CBC kids' programming is still one area where there is a distinct difference from all the commercial stations, and most importantly, no advertising. 

 

 

 

 

 

 

Farmpunk

CBC certainly does still broadcast to "the airwaves".  It's just a digital signal.  With an antenna and a digital convertor the over the air broadcasts can be picked up very easily, in better quality than analog.  

The CBC has to broadcast this signal.  Has to.  It had to convert to digital because that's what the CRTC demanded.  There's no need to pay a cable bill, or a satelite bill.  The public essentially owns these airwaves and the gov\CRTC gives licenses to broadcast. 

I think cable is in trouble, too.  Because in a city like, say Toronto, a high def antenna can pick up HD signals over the air.  That includes all the big US stations beaming out of Buffalo.  For free, after a one time cost.  

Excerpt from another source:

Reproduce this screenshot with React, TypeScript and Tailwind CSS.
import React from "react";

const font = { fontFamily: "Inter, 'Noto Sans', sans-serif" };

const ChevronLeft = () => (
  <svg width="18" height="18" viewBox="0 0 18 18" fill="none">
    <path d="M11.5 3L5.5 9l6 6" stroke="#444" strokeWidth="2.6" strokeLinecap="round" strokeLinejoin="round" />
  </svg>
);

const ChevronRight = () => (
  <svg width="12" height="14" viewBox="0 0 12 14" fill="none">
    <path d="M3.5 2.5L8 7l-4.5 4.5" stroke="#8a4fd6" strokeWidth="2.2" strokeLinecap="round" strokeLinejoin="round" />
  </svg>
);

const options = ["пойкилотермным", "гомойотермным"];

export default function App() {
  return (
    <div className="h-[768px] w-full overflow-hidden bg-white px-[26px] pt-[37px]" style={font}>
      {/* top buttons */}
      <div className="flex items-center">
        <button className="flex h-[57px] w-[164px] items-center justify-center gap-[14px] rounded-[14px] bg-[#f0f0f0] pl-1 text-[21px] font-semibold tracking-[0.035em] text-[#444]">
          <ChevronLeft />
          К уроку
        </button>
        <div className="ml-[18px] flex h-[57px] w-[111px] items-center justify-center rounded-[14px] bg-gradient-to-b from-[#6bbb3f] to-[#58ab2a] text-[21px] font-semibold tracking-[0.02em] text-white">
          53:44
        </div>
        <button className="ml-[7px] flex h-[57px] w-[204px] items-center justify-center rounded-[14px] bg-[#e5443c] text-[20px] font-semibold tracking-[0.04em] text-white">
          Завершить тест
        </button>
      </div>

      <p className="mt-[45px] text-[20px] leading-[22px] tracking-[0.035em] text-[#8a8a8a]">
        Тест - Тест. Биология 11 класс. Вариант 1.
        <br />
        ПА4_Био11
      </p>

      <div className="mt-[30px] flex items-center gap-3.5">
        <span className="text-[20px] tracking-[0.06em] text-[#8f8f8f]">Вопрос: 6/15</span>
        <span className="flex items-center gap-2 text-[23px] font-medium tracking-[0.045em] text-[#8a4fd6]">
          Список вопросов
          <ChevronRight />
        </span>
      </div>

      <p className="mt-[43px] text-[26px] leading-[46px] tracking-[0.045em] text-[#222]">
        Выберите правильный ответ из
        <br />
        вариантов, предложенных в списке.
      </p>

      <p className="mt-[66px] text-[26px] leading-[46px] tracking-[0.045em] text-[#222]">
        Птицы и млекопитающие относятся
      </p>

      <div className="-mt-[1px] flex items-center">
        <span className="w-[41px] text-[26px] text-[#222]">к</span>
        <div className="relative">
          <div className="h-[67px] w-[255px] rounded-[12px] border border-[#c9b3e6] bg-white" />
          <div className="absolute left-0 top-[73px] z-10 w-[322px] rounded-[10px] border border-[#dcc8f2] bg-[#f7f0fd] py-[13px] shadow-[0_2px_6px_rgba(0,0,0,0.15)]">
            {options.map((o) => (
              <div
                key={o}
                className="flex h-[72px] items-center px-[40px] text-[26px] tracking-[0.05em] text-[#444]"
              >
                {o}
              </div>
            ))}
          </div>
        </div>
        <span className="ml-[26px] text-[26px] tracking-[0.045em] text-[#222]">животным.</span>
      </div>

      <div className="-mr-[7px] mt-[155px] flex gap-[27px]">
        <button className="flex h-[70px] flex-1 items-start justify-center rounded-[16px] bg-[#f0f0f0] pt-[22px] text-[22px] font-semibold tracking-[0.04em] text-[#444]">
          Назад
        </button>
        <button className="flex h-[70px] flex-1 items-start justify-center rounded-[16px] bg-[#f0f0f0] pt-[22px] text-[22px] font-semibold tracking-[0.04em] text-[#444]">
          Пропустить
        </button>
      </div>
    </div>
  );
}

That's likely why the cable companies, like Shaw and Roges, have diversified their operations.  

But if you want to talk privates, then start your own damn thread! ;) 

I think the CBC could, and should, do more online video work.  Most CBC centres now have dedicated web writers, too, so the news being gathered for radio and tv is turned into print stories.  There's a lot of great material falling through the cracks because no one visits the CBC Saskatchewan and no one has time to rake through the hours and hours of material gathered every day and re-package it for the public.

Someone mentioned the NFB site.  It's great.  But I think one of the Re-Imagine ideas I read was that they want access to what the CBC gathers.  No one has access to what the NFB gathers.  

Unionist

Radio Canada International has stopped broadcasting shortwave. In its honour and memory, AIH just played Stan Rogers singing [i]Mary Ellen Carter[/i]. You can guess what I'm feeling. All that once was good will rise again.